Stand-in opener makes epic unbeaten hundred before Proteas come roaring back

In an innings where his only misstep brought the downfall of his captain, Usman Khawaja produced his most accomplished Test performance to formally launch Australian cricket’s defiant new era.

On an Adelaide Oval pitch that has offered hope to seamers and spinners alike, and against a pink ball that is supposed to make batting problematic, Khawaja crafted a masterful, unbeaten 138 to put his team in the ascendancy.

With a lead of 48 runs on the first innings, plus four wickets up their sleeves when they resume on day three.

And the reassurance that a top-order batter survived an entire day and remains a chance to become the first Australian since David Warner in Hobart five years ago to carry his bat through a Test innings.
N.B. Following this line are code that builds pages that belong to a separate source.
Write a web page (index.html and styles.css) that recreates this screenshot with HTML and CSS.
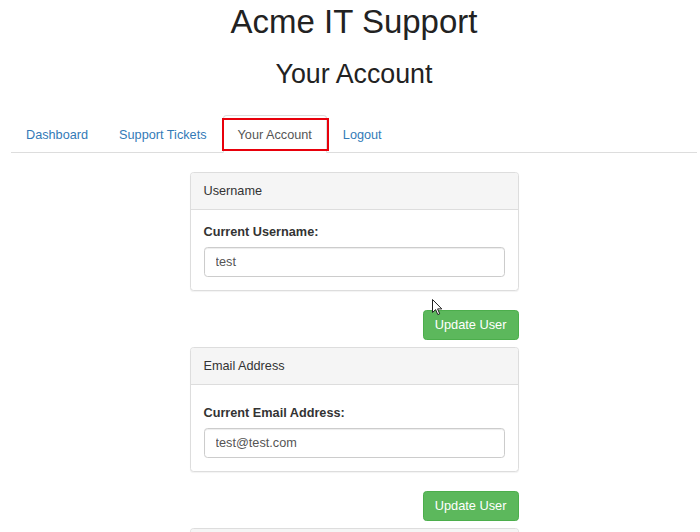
FILE: index.html
```html
<!DOCTYPE html>
<html lang="en">
<head>
<meta charset="utf-8">
<title>Acme IT Support - Your Account</title>
<link rel="stylesheet" href="styles.css">
</head>
<body>
<header class="page-header">
  <h1 class="site-title">Acme IT Support</h1>
  <h2 class="page-title">Your Account</h2>
</header>
<nav>
  <ul class="tabs">
    <li><a class="tab" href="#">Dashboard</a></li>
    <li><a class="tab" href="#">Support Tickets</a></li>
    <li><a class="tab active" href="#">Your Account<span class="highlight"></span></a></li>
    <li><a class="tab" href="#">Logout</a></li>
  </ul>
</nav>
<main class="account">
  <section class="panel">
    <div class="panel-heading">Username</div>
    <div class="panel-body">
      <label class="field-label" for="username">Current Username:</label>
      <input class="field-input" id="username" type="text" value="test">
    </div>
  </section>
  <div class="actions"><button class="btn-success" type="button">Update User</button></div>
  <section class="panel">
    <div class="panel-heading">Email Address</div>
    <div class="panel-body panel-body-spaced">
      <label class="field-label" for="email">Current Email Address:</label>
      <input class="field-input" id="email" type="text" value="test@test.com">
    </div>
  </section>
  <div class="actions"><button class="btn-success" type="button">Update User</button></div>
  <section class="panel panel-partial">
    <div class="panel-heading panel-heading-empty"></div>
  </section>
</main>
<svg class="cursor" width="12" height="18" viewBox="0 0 12 18" aria-hidden="true">
  <path d="M0.5 0.5 L0.5 13.5 L3.6 10.6 L5.8 15.6 L7.7 14.8 L5.6 9.9 L9.8 9.9 Z" fill="#fff" stroke="#222" stroke-width="1" stroke-linejoin="round"/>
</svg>
</body>
</html>
```
FILE: styles.css
```css
html {
  overflow: hidden;
}

body {
  margin: 0;
  padding: 0 3px 0 11px;
  position: relative;
  background: #fff;
  color: #333;
  font-family: "Liberation Sans", Arial, Helvetica, sans-serif;
  font-size: 12.7px;
  line-height: 18px;
}

.page-header {
  text-align: center;
}

.site-title {
  margin: 4px 0 0;
  font-size: 33px;
  line-height: 36px;
  font-weight: 500;
  color: #222;
}

.page-title {
  margin: 19px 0 0;
  font-size: 26.8px;
  line-height: 30px;
  font-weight: 500;
  color: #222;
}

nav {
  margin-top: 26px;
}

.tabs {
  display: flex;
  list-style: none;
  margin: 0;
  padding: 0;
  border-bottom: 1px solid #ddd;
}

.tabs li {
  margin-bottom: -1px;
}

.tab {
  position: relative;
  display: block;
  padding: 10px 14px 8px;
  margin-right: 1px;
  line-height: 18px;
  border: 1px solid transparent;
  border-radius: 3.6px 3.6px 0 0;
  color: #337ab7;
  text-decoration: none;
}

.tab.active {
  color: #555;
  background: #fff;
  border-color: #ddd #ddd transparent;
}

.highlight {
  position: absolute;
  left: -2px;
  top: 2px;
  right: -3px;
  bottom: 1px;
  border: 2px solid #e8000b;
}

.account {
  width: 329px;
  margin: 19px auto 0;
}

.panel {
  background: #fff;
  border: 1px solid #ddd;
  border-radius: 3.6px;
  box-shadow: 0 1px 1px rgba(0, 0, 0, 0.05);
}

.panel-heading {
  padding: 9px 13px;
  line-height: 18px;
  background: #f5f5f5;
  border-bottom: 1px solid #ddd;
  border-radius: 3px 3px 0 0;
  color: #333;
}

.panel-heading-empty {
  height: 18px;
}

.panel-body {
  padding: 13px 13px 13.5px;
}

.panel-body-spaced {
  padding-top: 19.5px;
}

.field-label {
  display: block;
  margin-bottom: 5.5px;
  font-weight: bold;
  line-height: 18px;
  color: #333;
}

.field-input {
  display: block;
  box-sizing: border-box;
  width: 100%;
  height: 30px;
  margin: 0;
  padding: 0 11px;
  border: 1px solid #ccc;
  border-radius: 3.6px;
  box-shadow: inset 0 1px 1px rgba(0, 0, 0, 0.075);
  font-family: inherit;
  font-size: 12.7px;
  color: #555;
  background: #fff;
}

.actions {
  display: flex;
  justify-content: flex-end;
  margin: 18.5px 0 7px;
}

.btn-success {
  box-sizing: border-box;
  height: 30px;
  padding: 1px 11px 0;
  border: 1px solid #4cae4c;
  border-radius: 3.6px;
  background: #5cb85c;
  color: #fff;
  font-family: inherit;
  font-size: 12.8px;
  line-height: 18px;
}

.cursor {
  position: absolute;
  left: 432px;
  top: 299px;
}
```
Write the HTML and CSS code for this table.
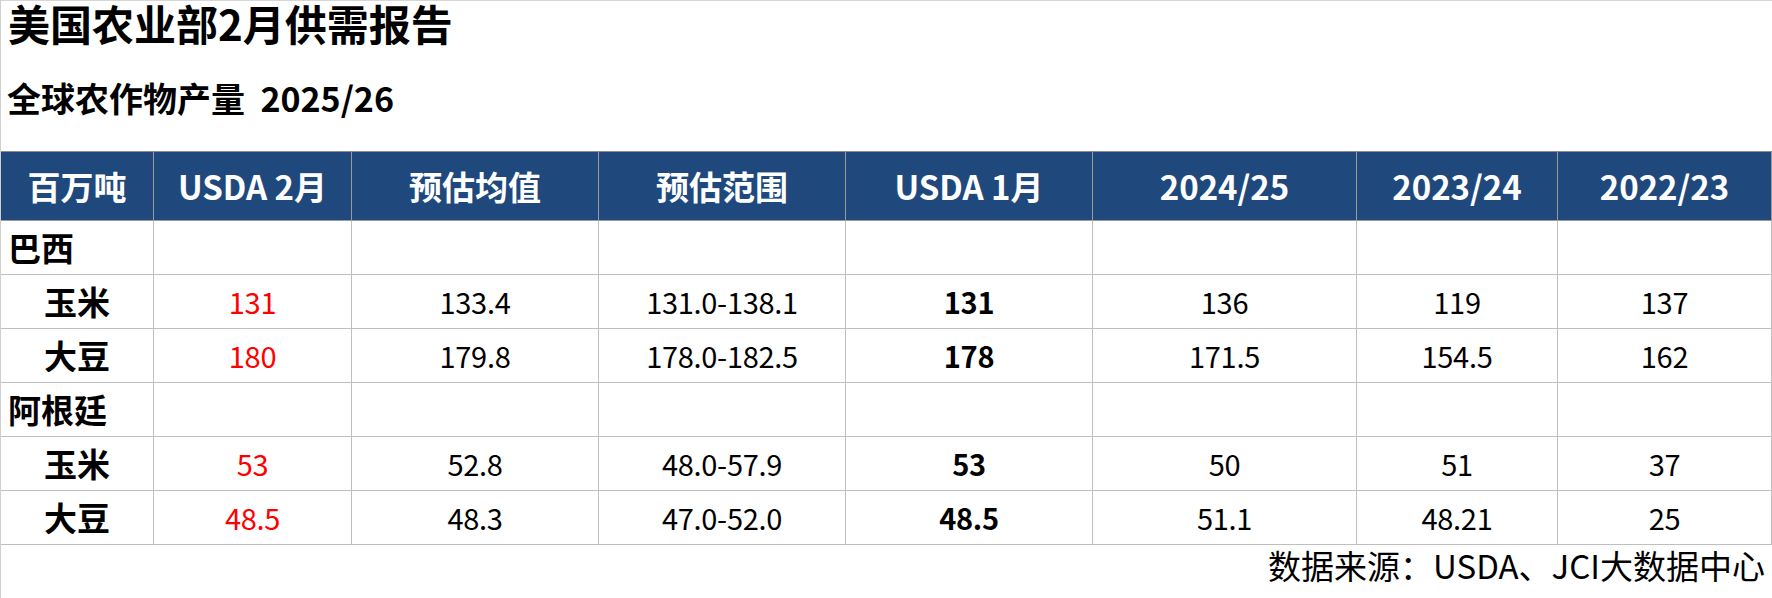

Unbelievable Usman: Adelaide ton for the ages

The only blip in the 29-year-old’s 285-ball occupation – the longest in terms of deliveries negotiated in his 20-Test career to date – was the run out that yielded the wicket of his skipper Steve Smith against the run of the game.

And for which Khawaja shared culpability, having shaped to steal a single as Smith dropped the ball to point and then, just as quickly, hit the skids to leave his captain stranded, flailing and ultimately seething to be run out for 59.

Settled Smith has innings cut short by run out

But the 137-run partnership the pair had built for the third wicket after the loss of Matthew Renshaw and David Warner in the day’s opening half hour left the home team in now familiar strife at 2-37, had brought the sort of stoic defiance the Australians have so sorely lacked.

A ‘resilience’, to quote one of Smith’s current buzz words, that continued when Peter Handscomb replaced his captain at the crease as Khawaja carved and caressed his way to his fifth – and arguably most significant – Test hundred.

Handscomb helps himself to a debut half-century

Thrust involuntarily into the role of opening batsman for the first time in his Test career after Warner got his timings wrong and was forbidden from starting his innings when Australia’s got underway on Thursday night, Khawaja fused patience with polish.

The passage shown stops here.